Meitav has tax approval; Peninsula now needs public acceptance
Tax authority approval removes a key condition from Meitav's exchange tender for Peninsula and shifts the transaction to the acceptance stage. A delisting would fold a NIS 1.79 billion credit book into Meitav, but the public debt and reporting layer would remain.
MEITAV INVEST and PENINSULA announced on April 29 that the tax authority approval had been received for the buyer's exchange tender offer for the credit company's shares. The approval removes a key condition from the April 16 offer specification: eligible shareholders receive tax continuity, meaning the tax event is deferred until they sell the buyer shares received as consideration.
The approval does not change the deal. There is no cash component, the exchange ratio remains one buyer share for every 42.17 credit-company shares, and delisting still depends on acceptance.
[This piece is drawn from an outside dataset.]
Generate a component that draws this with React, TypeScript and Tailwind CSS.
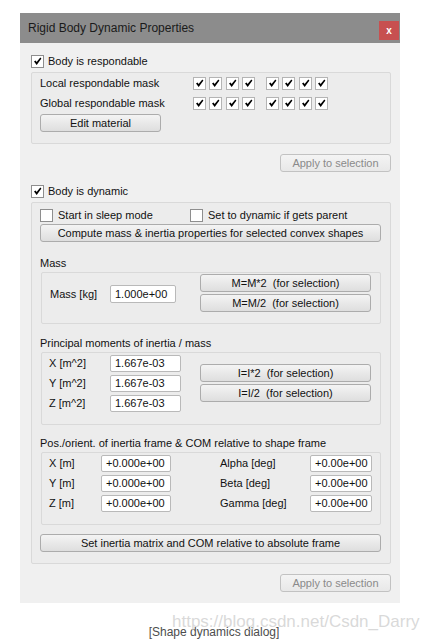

The filing therefore moves the transaction from tax-structure risk to a simpler question: will the public minority agree to swap direct exposure to a non-bank credit company for exposure to a broader financial-services group?
Tax continuity matters because it prevents the share exchange itself from creating an immediate tax event before holders sell the buyer shares they receive. But it does not answer the economic question. A holder who wants direct exposure to a focused credit company would receive shares in a group where credit sits inside broader investment-management, credit and financial-services activity. Acceptance will therefore test both the exchange ratio and the willingness to give up direct exposure.
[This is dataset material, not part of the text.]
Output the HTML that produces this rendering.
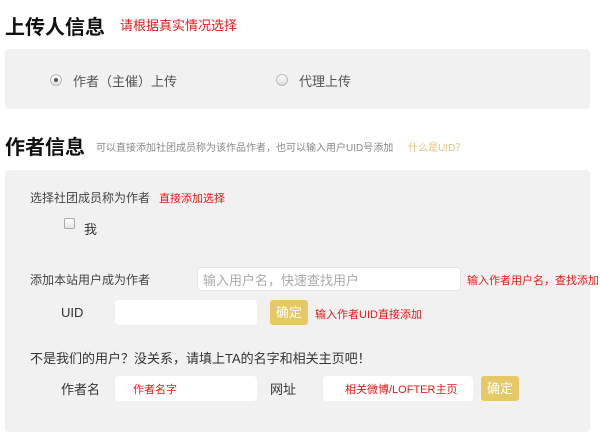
<!DOCTYPE html>
<html><head><meta charset="utf-8"><style>
*{margin:0;padding:0;box-sizing:border-box}
body{width:600px;height:434px;background:#fff;font-family:"Liberation Sans","Noto Sans CJK SC",sans-serif;position:relative;overflow:hidden;color:#333}
.a{position:absolute;white-space:nowrap}
.h{font-size:20px;font-weight:bold;color:#111}
.red{color:#e21a1a}
.panel{position:absolute;background:#f1f1f1;border-radius:4px}
.inp{position:absolute;background:#fff;border-radius:4px;border:1px solid #e6e6e6}
.btn{position:absolute;background:#e4c966;color:#fff;border-radius:3px;font-size:13px;text-align:center}
.radio{position:absolute;width:12px;height:12px;border-radius:50%;border:1px solid #bbb;background:linear-gradient(#fff,#ddd)}
</style></head><body>
<div class="a h" style="left:5px;top:11px">上传人信息</div>
<div class="a red" style="left:120px;top:15px;font-size:13px">请根据真实情况选择</div>
<div class="panel" style="left:5px;top:49px;width:585px;height:60px"></div>
<div class="radio" style="left:50px;top:74px"><div style="position:absolute;left:3px;top:3px;width:4px;height:4px;border-radius:50%;background:#555"></div></div>
<div class="a" style="left:73px;top:71px;font-size:13px;color:#555">作者（主催）上传</div>
<div class="radio" style="left:276px;top:74px"></div>
<div class="a" style="left:299px;top:71px;font-size:13px;color:#555">代理上传</div>

<div class="a h" style="left:5px;top:131px">作者信息</div>
<div class="a" style="left:96px;top:139px;font-size:10px;color:#888">可以直接添加社团成员称为该作品作者，也可以输入用户UID号添加</div>
<div class="a" style="left:408px;top:139px;font-size:10px;color:#e0c27a">什么是UID？</div>
<div class="panel" style="left:5px;top:170px;width:585px;height:262px"></div>
<div class="a" style="left:30px;top:189px;font-size:12px;color:#444">选择社团成员称为作者</div>
<div class="a red" style="left:159px;top:190px;font-size:11px">直接添加选择</div>
<div style="position:absolute;left:64px;top:218px;width:11px;height:11px;border:1px solid #aaa;border-radius:2px;background:linear-gradient(#fff,#e4e4e4)"></div>
<div class="a" style="left:84px;top:219px;font-size:13px;color:#333">我</div>

<div class="a" style="left:30px;top:271px;font-size:12px;color:#444">添加本站用户成为作者</div>
<div class="inp" style="left:197px;top:267px;width:264px;height:24px"></div>
<div class="a" style="left:203px;top:270px;font-size:13px;color:#aaa">输入用户名，快速查找用户</div>
<div class="a red" style="left:467px;top:272px;font-size:11px">输入作者用户名，查找添加</div>

<div class="a" style="left:61px;top:305px;font-size:13px;color:#333">UID</div>
<div class="inp" style="left:115px;top:300px;width:142px;height:25px;border:none"></div>
<div class="btn" style="left:270px;top:300px;width:38px;height:25px;line-height:25px">确定</div>
<div class="a red" style="left:315px;top:306px;font-size:11px">输入作者UID直接添加</div>

<div class="a" style="left:30px;top:348px;font-size:13px;color:#333">不是我们的用户？没关系，请填上TA的名字和相关主页吧！</div>
<div class="a" style="left:61px;top:379px;font-size:13px;color:#333">作者名</div>
<div class="inp" style="left:115px;top:376px;width:142px;height:25px;border:none"></div>
<div class="a red" style="left:133px;top:381px;font-size:11px">作者名字</div>
<div class="a" style="left:270px;top:379px;font-size:13px;color:#333">网址</div>
<div class="inp" style="left:323px;top:376px;width:150px;height:25px;border:none"></div>
<div class="a red" style="left:345px;top:381px;font-size:11px">相关微博/LOFTER主页</div>
<div class="btn" style="left:481px;top:376px;width:38px;height:25px;line-height:25px">确定</div>
</body></html>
The terms are efficient for the buyer, but do not guarantee delisting
The buyer already owns 79.88% of the credit company. The offer covers up to 44.4 million shares, and full acceptance would lead to issuance of up to 1.053 million buyer shares, about 1.24% dilution of its issued capital. For the buyer, this is a way to fold in a public layer without using cash and with limited dilution.
| Component | Term | Meaning |
|---|---|---|
| Current holding | 79.88% | Control exists, delisting depends on the minority |
| Exchange ratio | 42.17 Peninsula shares for one Meitav share | Consideration is shares, not cash |
| Maximum Meitav dilution | About 1.24% | Low equity cost for full control |
| Full result | Peninsula delists | Public debt and reporting remain |
To delist the credit company, the buyer needs the compulsory-sale conditions: fewer than 5% of capital object, provided more than half of offerees without a personal interest accept, or alternatively fewer than 2% of capital object. If those conditions are not met, the buyer can increase its holding but not necessarily remove the share from trading.
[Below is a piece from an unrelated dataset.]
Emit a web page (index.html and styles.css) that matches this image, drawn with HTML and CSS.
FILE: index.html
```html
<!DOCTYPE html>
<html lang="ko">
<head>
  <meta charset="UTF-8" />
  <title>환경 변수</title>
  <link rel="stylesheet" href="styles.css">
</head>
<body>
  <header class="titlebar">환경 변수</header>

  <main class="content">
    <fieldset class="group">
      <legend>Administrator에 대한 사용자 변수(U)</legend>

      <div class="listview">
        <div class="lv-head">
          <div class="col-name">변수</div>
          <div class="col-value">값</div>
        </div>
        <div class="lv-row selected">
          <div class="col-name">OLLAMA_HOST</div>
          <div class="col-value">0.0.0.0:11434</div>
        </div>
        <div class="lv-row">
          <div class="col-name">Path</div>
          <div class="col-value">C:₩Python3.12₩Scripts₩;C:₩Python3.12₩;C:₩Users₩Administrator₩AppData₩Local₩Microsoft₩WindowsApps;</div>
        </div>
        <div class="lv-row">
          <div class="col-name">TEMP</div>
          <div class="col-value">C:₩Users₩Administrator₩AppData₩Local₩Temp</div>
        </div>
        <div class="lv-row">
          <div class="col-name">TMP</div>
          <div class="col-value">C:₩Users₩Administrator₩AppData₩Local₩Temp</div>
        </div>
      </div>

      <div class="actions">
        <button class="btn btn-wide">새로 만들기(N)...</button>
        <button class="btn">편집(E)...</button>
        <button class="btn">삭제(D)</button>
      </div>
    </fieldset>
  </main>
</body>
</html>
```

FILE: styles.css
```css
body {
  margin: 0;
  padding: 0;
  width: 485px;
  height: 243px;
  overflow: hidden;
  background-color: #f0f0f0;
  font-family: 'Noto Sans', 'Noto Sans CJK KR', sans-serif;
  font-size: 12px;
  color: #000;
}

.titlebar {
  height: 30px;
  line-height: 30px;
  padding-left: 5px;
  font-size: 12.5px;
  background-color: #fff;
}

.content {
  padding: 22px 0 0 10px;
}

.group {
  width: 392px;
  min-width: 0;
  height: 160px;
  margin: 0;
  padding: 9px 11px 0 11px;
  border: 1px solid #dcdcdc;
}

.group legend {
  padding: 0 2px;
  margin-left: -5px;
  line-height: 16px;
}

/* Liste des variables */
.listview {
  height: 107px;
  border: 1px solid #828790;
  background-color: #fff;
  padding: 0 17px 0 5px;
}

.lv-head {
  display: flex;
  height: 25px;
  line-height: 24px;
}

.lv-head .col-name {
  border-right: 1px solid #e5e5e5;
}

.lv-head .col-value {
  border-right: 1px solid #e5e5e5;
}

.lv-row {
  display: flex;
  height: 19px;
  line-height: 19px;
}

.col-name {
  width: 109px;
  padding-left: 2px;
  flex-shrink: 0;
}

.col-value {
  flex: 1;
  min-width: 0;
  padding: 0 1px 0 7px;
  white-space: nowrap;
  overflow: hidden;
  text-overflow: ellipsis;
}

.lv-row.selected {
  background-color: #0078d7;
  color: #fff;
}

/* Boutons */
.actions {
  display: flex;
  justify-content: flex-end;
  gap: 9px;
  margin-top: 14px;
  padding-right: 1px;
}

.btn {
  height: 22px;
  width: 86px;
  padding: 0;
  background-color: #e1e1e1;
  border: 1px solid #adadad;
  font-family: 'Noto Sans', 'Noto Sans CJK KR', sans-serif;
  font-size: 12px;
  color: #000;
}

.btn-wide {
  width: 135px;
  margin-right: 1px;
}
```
The equity may disappear, but public risk remains
A delisting would not make the credit company disappear from the market. If the offer is fully completed, it is expected to remain a reporting bond company because Series D remains public. Bondholders will still focus on the credit book, covenants, collections and borrower quality.
That matters because the credit portfolio was about NIS 1.793 billion at the end of 2025, with net profit of NIS 71.9 million and credit-loss expenses of NIS 26.2 million. In Q4 alone, credit-loss expenses were NIS 11.6 million, mainly against real-estate customers. The balance sheet still has a buffer: equity was about NIS 559.7 million and the equity-to-balance-sheet ratio was 30.47%, compared with a 15% covenant minimum.
For the buyer, the upside is fuller control over a credit platform already inside a broader group credit book of NIS 3.697 billion at the end of 2025. But deeper integration also means buyer shareholders carry more exposure to underwriting quality, credit losses and borrower concentration.
The next important filing is the acceptance result. Tax approval was necessary, but not decisive. If the delisting is completed, the buyer gains more organizational freedom and the credit company's bonds become the main public disclosure layer. If acceptance is insufficient, the buyer still increases its stake, but the structural benefit is narrower.